Intra muros, la ville dispose de plusieurs anciens jardins princiers nommés Arsa. L’Arsa Moulay Abdelslam fut donné au Prince Abdelslam par son père, le sultan alaouite Sidi Mohamed Ben Abdellah qui régna sur le Maroc de 1757 à 1790. Rénové par la Fondation Mohamed VI pour la protection de l’environnement, il a rouvert en 2007 sous le nom de Cyber Parc. Offert en dot au Prince Mamoun, frère du Prince Abdelslam, l’Arsa Mamounia fut restauré en 1920 avant d’être intégré à l’hôtel de luxe de la Mamounia. Habitué des lieux, Winston Churchill y passait de longues heures à en peindre les arbres pluri-centenaires.

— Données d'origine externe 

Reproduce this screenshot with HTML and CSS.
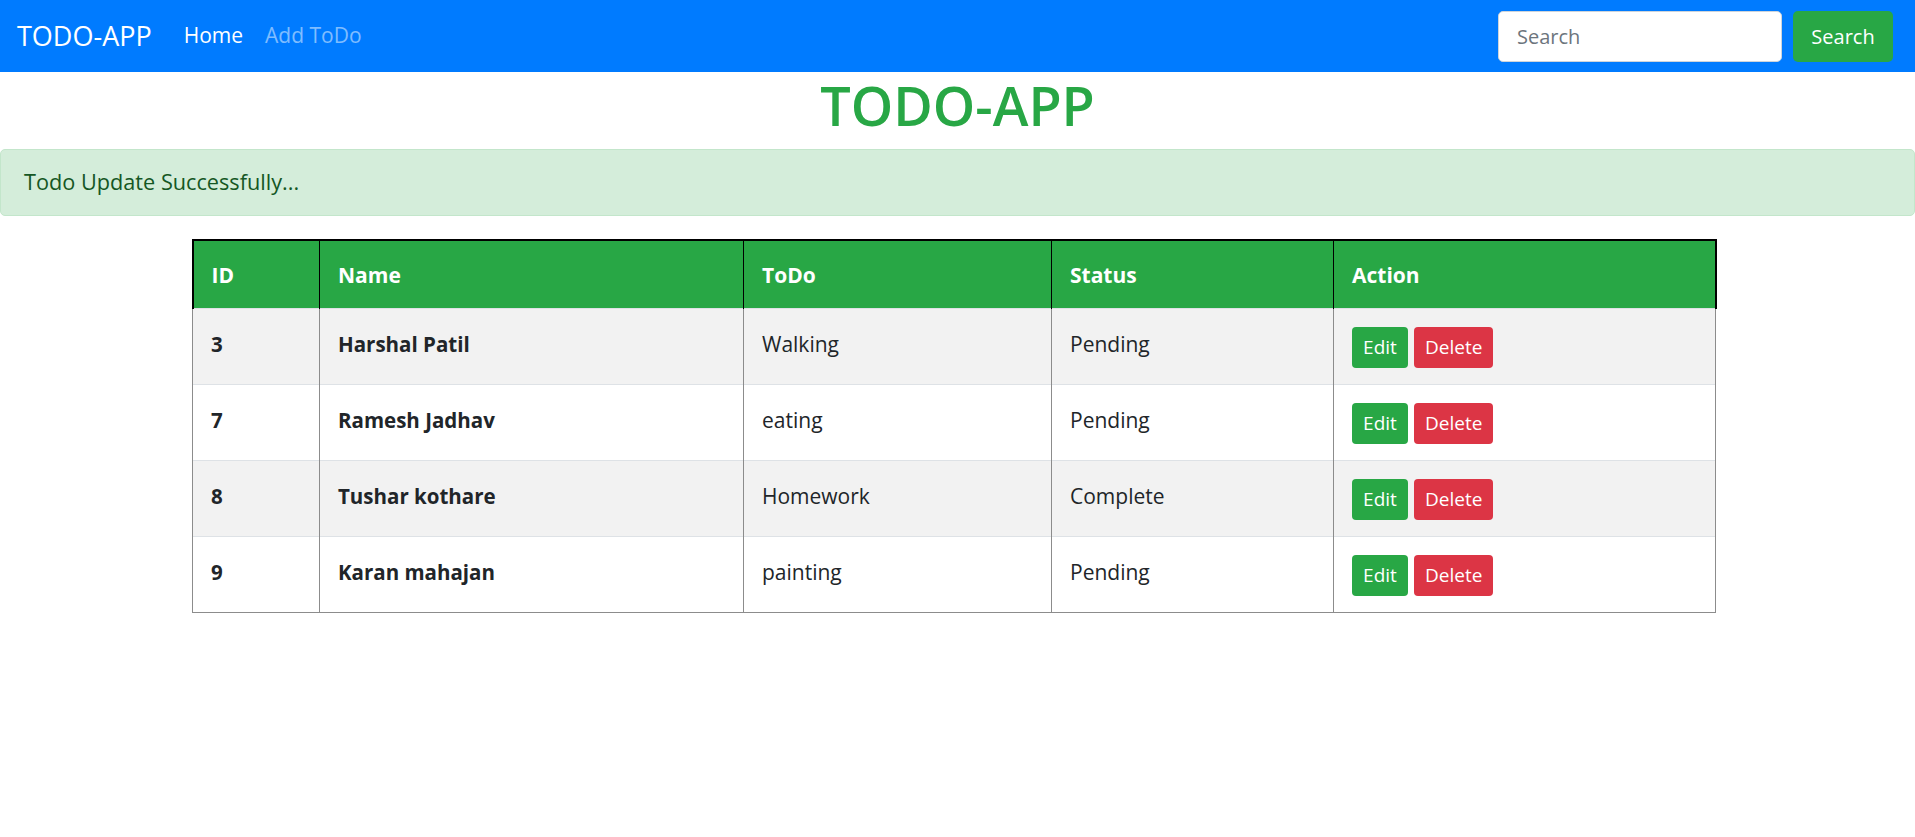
FILE: index.html
```html
<!DOCTYPE html>
<html lang="en">
<head>
<meta charset="utf-8">
<title>TODO-APP</title>
<link rel="stylesheet" href="styles.css">
</head>
<body>
<nav class="navbar">
  <a class="brand" href="#">TODO-APP</a>
  <ul class="nav">
    <li><a class="nav-link active" href="#">Home</a></li>
    <li><a class="nav-link" href="#">Add ToDo</a></li>
  </ul>
  <form class="search">
    <input class="search-input" type="search" placeholder="Search">
    <button class="btn-search" type="button">Search</button>
  </form>
</nav>
<h1 class="title">TODO-APP</h1>
<div class="alert">Todo Update Successfully...</div>
<table class="todo-table">
  <thead>
    <tr><th class="c-id">ID</th><th class="c-name">Name</th><th class="c-todo">ToDo</th><th class="c-status">Status</th><th class="c-action">Action</th></tr>
  </thead>
  <tbody>
    <tr class="odd"><th>3</th><th>Harshal Patil</th><td>Walking</td><td>Pending</td><td><button class="btn btn-edit">Edit</button><button class="btn btn-delete">Delete</button></td></tr>
    <tr><th>7</th><th>Ramesh Jadhav</th><td>eating</td><td>Pending</td><td><button class="btn btn-edit">Edit</button><button class="btn btn-delete">Delete</button></td></tr>
    <tr class="odd"><th>8</th><th>Tushar kothare</th><td>Homework</td><td>Complete</td><td><button class="btn btn-edit">Edit</button><button class="btn btn-delete">Delete</button></td></tr>
    <tr><th>9</th><th>Karan mahajan</th><td>painting</td><td>Pending</td><td><button class="btn btn-edit">Edit</button><button class="btn btn-delete">Delete</button></td></tr>
  </tbody>
</table>
</body>
</html>
```
FILE: styles.css
```css
* { box-sizing: border-box; }
body {
  margin: 0;
  font-family: "Open Sans", "Noto Sans", sans-serif;
  font-size: 21px;
  line-height: 1.5;
  color: #212529;
  background: #fff;
}
.navbar {
  display: flex;
  align-items: center;
  height: 72px;
  padding: 0 22px 0 17px;
  background: #007bff;
}
.brand {
  color: #fff;
  text-decoration: none;
  font-size: 27px;
  margin-right: 21px;
}
.nav {
  display: flex;
  list-style: none;
  margin: 0;
  padding: 0;
}
.nav-link {
  display: block;
  padding: 0 11px;
  color: rgba(255,255,255,.5);
  text-decoration: none;
  font-size: 21px;
}
.nav-link.active { color: #fff; }
.search {
  margin-left: auto;
  display: flex;
  gap: 11px;
}
.search-input {
  width: 284px;
  height: 51px;
  border: 1px solid #ced4da;
  border-radius: 5px;
  padding: 0 18px;
  font-family: inherit;
  font-size: 20px;
  color: #495057;
}
.search-input::placeholder { color: #6c757d; }
.btn-search {
  width: 100px;
  height: 51px;
  border: none;
  border-radius: 5px;
  background: #28a745;
  color: #fff;
  font-family: inherit;
  font-size: 20px;
}
.title {
  margin: 0 0 12px;
  height: 65px;
  line-height: 67px;
  text-align: center;
  font-size: 54px;
  font-weight: 600;
  color: #28a745;
}
.alert {
  display: flex;
  align-items: center;
  height: 67px;
  margin-bottom: 23px;
  padding: 0 23px 0 23px;
  background: #d4edda;
  border: 1px solid #c3e6cb;
  border-radius: 5px;
  color: #155724;
  font-size: 21.7px;
}
.todo-table {
  width: 1525px;
  margin: 0 0 0 10%;
  border-collapse: collapse;
}
.todo-table thead th {
  height: 68px;
  padding: 3px 18px 0;
  background: #28a745;
  color: #fff;
  font-weight: 700;
  font-size: 21px;
  text-align: left;
  vertical-align: middle;
  border-top: 2px solid #000;
  border-left: 1px solid #000;
  border-right: 1px solid #000;
}
.todo-table thead th:first-child { border-left-width: 2px; }
.todo-table thead th:last-child { border-right-width: 2px; }
.c-id { width: 127px; }
.c-name { width: 424px; }
.c-todo { width: 308px; }
.c-status { width: 282px; }
.todo-table tbody th,
.todo-table tbody td {
  height: 76px;
  padding: 18px 18px 0;
  vertical-align: top;
  text-align: left;
  font-size: 21px;
  line-height: 34px;
  border-left: 1px solid #8c8c8c;
  border-right: 1px solid #8c8c8c;
  border-top: 1px solid #dee2e6;
}
.todo-table tbody th { font-weight: 700; font-size: 20.5px; }
.todo-table tbody tr:last-child th,
.todo-table tbody tr:last-child td { border-bottom: 1px solid #8c8c8c; }
.todo-table tbody tr.odd { background: #f2f2f2; }
.todo-table tbody td:last-child { padding-top: 18px; }
.btn {
  display: inline-block;
  height: 41px;
  padding: 0 11px;
  border: none;
  border-radius: 4px;
  color: #fff;
  font-family: inherit;
  font-size: 19px;
  line-height: 41px;
  vertical-align: top;
}
.btn-edit { background: #28a745; margin-right: 6px; min-width: 56px; }
.btn-delete { background: #dc3545; min-width: 79px; }
```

Au XXème siècle, la ville s’est aussi enrichi d’espaces verts grâce à l’initiative de particuliers, surtout étrangers, nombreux à créer ou à restaurer les jardins de leur propriété dans la médina ou la palmeraie. Les plus illustres sont Yves Saint-Laurent et Pierre Bergé qui ont fait du jardin Majorelle attenant à leur villa l’un des joyaux de la ville. C’était une palmeraie quand le peintre français Jacques Majorelle l’acquit en 1922. 25 ans plus tard, il l’ouvrit au public après l’avoir planté d’espèces de plantes et surtout de cactées venues du monde entier.
Beaucoup de voix ont défendu cet héritage écologique exceptionnel. Mounia Bennani, Présidente de l’Association des architectes paysagistes du Maroc, a montré que les urbanistes français que le Maréchal Lyautey avait appelés dès 1912 pour concevoir l’aménagement de Marrakech, avaient les premiers posé le principe de zones non constructibles et recommandé qu’on ne fasse pas de lotissements dans la palmeraie.
Hélas, la construction du Guéliz à partir de 1920 et des quartiers ouest de la ville n’a cessé de réduire la surface des espaces verts qui est passée en un siècle de 62 à 2 m2 par habitant, a calculé Mohamed Al Faiz, loin des recommandations des urbanistes. On a fait des efforts de reconquête en créant des kilomètres de promenade arborée le long des avenues de la ville. Cela ne suffit pas. Quant à la Palmeraie, zone écologique de première importance pour la ville à laquelle elle fournit dattes, bois de construction et combustible, et qui abrite de nombreuses cultures maraichères et céréalières, sa superficie a régressé de 30 % en 20 ans. Les équipements touristiques s’y sont multipliés. Ils créent des espaces verts attractifs mais suscitent une spéculation foncière qui a fait reculer l’agriculture. Là encore, la Fondation Mohamed VI a lancé en 2007 un plan de sauvegarde visant la plantation à terme de 430 000 palmiers. Mais cela ne peut suffire.
Car le problème le plus crucial qui menace la ville-jardin, c’est celui de l’eau. L’Agence du bassin hydraulique de Marrakech-Tensift-Al Haouz doit gérer une demande croissante en eau potable mais aussi en eau destinée à l’agriculture, à l’industrie et aux installations touristiques qui constituent un enjeu économique énorme. Le réseau des khettaras est à l’abandon. Même si les golfs sont irrigués par des retenues artificielles, le déficit pluviométrique est tel que le niveau de la nappe phréatique, sur-sollicitée, baisse de façon alarmante malgré les efforts faits pour développer l’irrigation au goutte-à-goutte. La menace est grave pour l’avenir de l’oasis créée par les Almoravides. L’augmentation des coûts de pompage pourrait vite entraîner l’abandon d’exploitations agricoles, et le déficit d’alimentation en eau potable provoquer la désertification des zones rurales. Si rien n’est fait pour une meilleure gestion de la nappe, les conséquences socio-économiques et environnementales pourraient être dramatiques.
Mais il n’est de fatalité qu’à prendre trop tard les bonnes décisions. Une convention réunissant tous les acteurs concernés est en préparation. Souhaitons qu’elle sache gérer au mieux l’héritage écologique laissé par les fondateurs de Marrakech.